The Port of Baltimore's Seagirt Marine Terminal specializes in handling containers. Covering 112 hectares, the terminal contains 54.2 hectares of container storage space. The terminal has four berths, three for vessels and one for barges. Berths 1 through 3 are a total 953 meters long with alongside depth of 13.7 meters. Berth 4, the Barge Berth, is 213.4 meters long with alongside depth of 9.8 meters. The terminal includes 112 reefer outlets and has direct rail connections serviced by CSX Transportation.


The Dundalk Marine Terminal in the Port of Baltimore handles containers, automobiles, breakbulk, roll-on/roll-off cargoes and forest products. The 225-hectare terminal has 13 berths with berthing space for 12 vessels. Berths 1 through 4 total 772.7 meters in length alongside depth of 10.4 meters. Berths 5 and 6 are 385.6 meters long with alongside depth of 13.7 meters. With alongside depth of 12.8 meters, Berths 7 through 10 total 858.9 meters and Berths 11 through 13 total 876 meters. The roll-on/roll-off platforms are located at the Port of Baltimore's Berth 13 and between Berths 8 and 9. This Port of Baltimore terminal contains 28 reefer outlets, a total of 86.6 thousand square meters of shed space, and an almost two thousand square meter fumigation center. The terminal is served by direct rail access to all sheds and has direct rail to/from ship capacity. It also has two rail storage yards with ample cargo-handling equipment, including automobile loading/unloading operations.

The Fairfield and Masonville Marine Terminals in the Port of Baltimore are premier automobile terminals. Fairfield Terminal is located just 5.6 kilometers from the US's East Coast Interstate-95. Specializing in the import, export, and processing of automobiles, the terminal covers over 42 hectares and has one berth, the Port of Baltimore's Pier 4, that is 253.6 meters long with alongside depth of 14.9 meters. The Masonville Terminal covers almost 25 hectares and contains two berths at Pier 4, which is 253.6 meters long with alongside depth of 14.9 meters. The Masonville Marine Terminal is leased to ATC Logistics.

The Port of Baltimore's South Locust Point Marine Terminal is a multi-use facility specializing in breakbulk and roll-on/roll-off cargoes of forest products. The 32-hectare terminal and three berths totaling 626.7 meters in length with alongside depth of 11 meters. The terminal has a total of 77.6 thousand square meters of sheds and has direct rail connections to the rear of the sheds by CSX Transportation.

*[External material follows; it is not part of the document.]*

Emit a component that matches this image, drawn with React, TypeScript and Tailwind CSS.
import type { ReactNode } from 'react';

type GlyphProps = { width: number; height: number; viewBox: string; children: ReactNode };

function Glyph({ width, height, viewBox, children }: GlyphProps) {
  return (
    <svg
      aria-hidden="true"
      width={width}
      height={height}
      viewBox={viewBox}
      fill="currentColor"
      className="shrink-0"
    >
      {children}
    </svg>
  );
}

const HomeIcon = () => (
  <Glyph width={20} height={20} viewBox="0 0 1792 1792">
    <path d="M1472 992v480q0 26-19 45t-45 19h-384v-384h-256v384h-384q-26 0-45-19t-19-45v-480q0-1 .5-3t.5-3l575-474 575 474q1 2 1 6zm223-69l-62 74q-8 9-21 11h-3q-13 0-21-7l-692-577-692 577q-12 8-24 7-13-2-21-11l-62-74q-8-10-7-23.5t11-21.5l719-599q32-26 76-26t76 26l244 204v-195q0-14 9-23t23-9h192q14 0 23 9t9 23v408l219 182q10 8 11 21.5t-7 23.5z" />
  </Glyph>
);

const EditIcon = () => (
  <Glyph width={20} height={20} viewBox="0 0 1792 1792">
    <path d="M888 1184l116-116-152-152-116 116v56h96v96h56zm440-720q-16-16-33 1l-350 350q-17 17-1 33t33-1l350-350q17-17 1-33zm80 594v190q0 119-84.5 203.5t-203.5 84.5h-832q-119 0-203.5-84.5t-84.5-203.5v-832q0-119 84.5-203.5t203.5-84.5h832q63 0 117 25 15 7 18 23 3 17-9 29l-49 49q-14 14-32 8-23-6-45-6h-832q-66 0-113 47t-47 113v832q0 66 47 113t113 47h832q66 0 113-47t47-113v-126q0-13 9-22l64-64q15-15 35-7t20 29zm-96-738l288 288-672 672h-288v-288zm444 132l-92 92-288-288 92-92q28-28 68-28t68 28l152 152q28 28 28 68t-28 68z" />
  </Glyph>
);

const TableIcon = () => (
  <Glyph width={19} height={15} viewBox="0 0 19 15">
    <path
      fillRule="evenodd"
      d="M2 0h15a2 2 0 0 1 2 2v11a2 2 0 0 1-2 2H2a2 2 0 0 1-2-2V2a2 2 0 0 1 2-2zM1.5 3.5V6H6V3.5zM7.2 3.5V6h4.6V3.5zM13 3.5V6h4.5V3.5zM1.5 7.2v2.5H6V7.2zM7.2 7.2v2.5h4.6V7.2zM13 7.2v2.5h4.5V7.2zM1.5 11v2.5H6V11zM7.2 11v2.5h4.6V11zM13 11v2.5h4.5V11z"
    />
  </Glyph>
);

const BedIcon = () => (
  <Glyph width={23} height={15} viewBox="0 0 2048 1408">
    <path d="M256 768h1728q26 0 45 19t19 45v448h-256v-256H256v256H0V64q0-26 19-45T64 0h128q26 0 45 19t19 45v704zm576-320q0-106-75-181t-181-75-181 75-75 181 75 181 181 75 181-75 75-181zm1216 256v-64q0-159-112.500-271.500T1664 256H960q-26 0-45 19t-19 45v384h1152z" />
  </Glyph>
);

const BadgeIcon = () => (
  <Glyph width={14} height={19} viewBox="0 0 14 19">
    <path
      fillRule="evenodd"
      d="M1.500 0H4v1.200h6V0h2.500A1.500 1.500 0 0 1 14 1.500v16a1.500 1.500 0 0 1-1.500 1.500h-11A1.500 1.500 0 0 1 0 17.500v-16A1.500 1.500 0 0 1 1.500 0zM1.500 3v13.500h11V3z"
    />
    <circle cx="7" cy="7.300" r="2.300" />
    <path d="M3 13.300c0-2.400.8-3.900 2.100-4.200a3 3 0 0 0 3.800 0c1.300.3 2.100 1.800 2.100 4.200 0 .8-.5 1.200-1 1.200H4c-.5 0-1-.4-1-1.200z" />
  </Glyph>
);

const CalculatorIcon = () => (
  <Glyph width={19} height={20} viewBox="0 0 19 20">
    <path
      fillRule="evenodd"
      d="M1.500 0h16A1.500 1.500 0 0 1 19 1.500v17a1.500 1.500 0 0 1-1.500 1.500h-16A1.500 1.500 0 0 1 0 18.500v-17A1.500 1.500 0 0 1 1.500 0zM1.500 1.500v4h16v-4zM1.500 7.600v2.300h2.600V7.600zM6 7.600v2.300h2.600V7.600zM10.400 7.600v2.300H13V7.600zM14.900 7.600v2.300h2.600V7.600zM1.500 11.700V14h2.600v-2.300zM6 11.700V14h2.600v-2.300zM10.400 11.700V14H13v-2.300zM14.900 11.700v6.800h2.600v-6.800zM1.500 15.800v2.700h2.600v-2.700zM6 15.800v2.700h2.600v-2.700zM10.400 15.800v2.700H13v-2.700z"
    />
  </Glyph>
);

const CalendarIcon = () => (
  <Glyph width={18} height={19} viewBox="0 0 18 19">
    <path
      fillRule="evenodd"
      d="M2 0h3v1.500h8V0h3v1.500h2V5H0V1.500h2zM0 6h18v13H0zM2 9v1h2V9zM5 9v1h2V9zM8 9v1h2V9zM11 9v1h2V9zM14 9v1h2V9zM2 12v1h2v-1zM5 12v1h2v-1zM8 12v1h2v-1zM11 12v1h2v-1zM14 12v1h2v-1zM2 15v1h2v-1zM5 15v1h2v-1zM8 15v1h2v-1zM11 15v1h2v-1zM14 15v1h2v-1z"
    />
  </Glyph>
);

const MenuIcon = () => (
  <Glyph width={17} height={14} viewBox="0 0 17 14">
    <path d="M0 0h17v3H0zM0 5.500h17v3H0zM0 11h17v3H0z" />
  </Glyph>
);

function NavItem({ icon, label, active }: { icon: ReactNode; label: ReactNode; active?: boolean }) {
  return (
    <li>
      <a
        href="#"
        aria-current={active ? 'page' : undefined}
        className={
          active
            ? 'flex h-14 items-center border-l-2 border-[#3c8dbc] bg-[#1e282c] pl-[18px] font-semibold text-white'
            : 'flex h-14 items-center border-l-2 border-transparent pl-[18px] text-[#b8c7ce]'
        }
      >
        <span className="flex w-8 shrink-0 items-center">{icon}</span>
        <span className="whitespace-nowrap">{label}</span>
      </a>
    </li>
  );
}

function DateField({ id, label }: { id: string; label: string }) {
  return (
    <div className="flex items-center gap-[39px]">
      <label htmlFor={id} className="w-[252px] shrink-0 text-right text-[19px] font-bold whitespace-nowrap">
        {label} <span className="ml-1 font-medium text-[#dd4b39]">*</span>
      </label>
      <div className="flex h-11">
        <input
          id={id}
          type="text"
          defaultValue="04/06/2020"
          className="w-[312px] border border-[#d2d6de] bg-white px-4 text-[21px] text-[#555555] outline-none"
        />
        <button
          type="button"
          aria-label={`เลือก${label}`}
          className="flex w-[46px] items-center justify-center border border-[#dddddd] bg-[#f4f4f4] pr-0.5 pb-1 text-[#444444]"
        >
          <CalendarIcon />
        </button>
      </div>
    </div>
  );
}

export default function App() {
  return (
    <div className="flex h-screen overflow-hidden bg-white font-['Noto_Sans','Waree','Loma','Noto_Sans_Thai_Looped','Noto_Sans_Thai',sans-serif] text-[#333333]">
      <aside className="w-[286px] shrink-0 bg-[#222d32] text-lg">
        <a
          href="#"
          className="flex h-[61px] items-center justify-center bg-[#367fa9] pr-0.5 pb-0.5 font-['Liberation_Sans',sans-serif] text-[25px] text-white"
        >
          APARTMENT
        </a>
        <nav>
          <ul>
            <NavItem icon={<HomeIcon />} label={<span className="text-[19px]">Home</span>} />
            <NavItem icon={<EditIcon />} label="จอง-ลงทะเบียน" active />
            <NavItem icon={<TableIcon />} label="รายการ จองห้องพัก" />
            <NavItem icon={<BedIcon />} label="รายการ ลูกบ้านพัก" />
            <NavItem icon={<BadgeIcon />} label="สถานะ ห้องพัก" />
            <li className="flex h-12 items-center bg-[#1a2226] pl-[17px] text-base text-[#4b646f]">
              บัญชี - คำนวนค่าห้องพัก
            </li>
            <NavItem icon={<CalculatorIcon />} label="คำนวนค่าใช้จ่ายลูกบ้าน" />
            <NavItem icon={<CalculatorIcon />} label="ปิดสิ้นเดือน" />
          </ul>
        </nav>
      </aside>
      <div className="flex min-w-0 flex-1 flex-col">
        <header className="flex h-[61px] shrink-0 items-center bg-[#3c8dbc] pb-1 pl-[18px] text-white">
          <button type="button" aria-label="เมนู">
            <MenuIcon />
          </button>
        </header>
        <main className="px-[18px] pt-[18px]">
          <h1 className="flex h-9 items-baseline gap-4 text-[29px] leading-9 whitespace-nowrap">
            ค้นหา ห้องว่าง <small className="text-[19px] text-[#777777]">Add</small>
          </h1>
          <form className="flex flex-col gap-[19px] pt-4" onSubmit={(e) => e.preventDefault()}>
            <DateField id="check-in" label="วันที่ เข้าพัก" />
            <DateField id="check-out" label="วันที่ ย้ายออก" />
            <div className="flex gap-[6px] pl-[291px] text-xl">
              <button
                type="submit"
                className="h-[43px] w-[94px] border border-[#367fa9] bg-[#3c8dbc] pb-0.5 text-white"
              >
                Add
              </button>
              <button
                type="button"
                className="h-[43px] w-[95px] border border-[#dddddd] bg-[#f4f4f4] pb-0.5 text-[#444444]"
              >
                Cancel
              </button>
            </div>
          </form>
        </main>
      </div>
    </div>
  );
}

The North Locust Point Marine Terminal in the Port of Baltimore is a multi-use facility specializing in breakbulk, liquid bulk, roll-on/roll-off, and containerized cargoes. Covering a total of over 36 hectares, the terminal includes 7.9 hectares of outside storage and almost 16.1 thousand square meters of sheds. The terminal has nine berths. Handling general cargo, Pier 3 East is 376.4 meters long alongside depth of 10.1 meters. Pier 3 West is 368.2 meters long with alongside depth of 10.4 meters. With alongside depth of 10.4 meters, Pier 4/5 East and West is each 365.8 meters long. Handling bulk cargo, Pier 10 East is 193.5 meters long alongside depth of 10.4 meters. This Port of Baltimore terminal has eight reefer outlets and direct rail connection to the terminal and all berths by CSX Transportation.

The Port of Baltimore's Intermodal Container Transfer Facility (ICTF) is used to transfer containers to and from rail and ship. The terminal is leased by CSX Transportation Intermodal. Almost 27 hectares of the 34-hectare terminal has been developed. The remaining seven hectares are currently the site of warehouses. This Port of Baltimore terminal is equipped with over 1.1 kilometers of rail tracks, including four loading/unloading tracks, three storage tracks, and one run-around track.

The Port of Baltimore also contains several private terminals. These include APM Terminals Baltimore, Baltimore Metal and Commodities Terminal Inc., CNX Marine Terminals Inc., MAT Mid-Atlantic Terminal, Rukert Terminals Corporation, Sparrows Pint, The Terminal Corporation, and Westway Terminal Company Inc.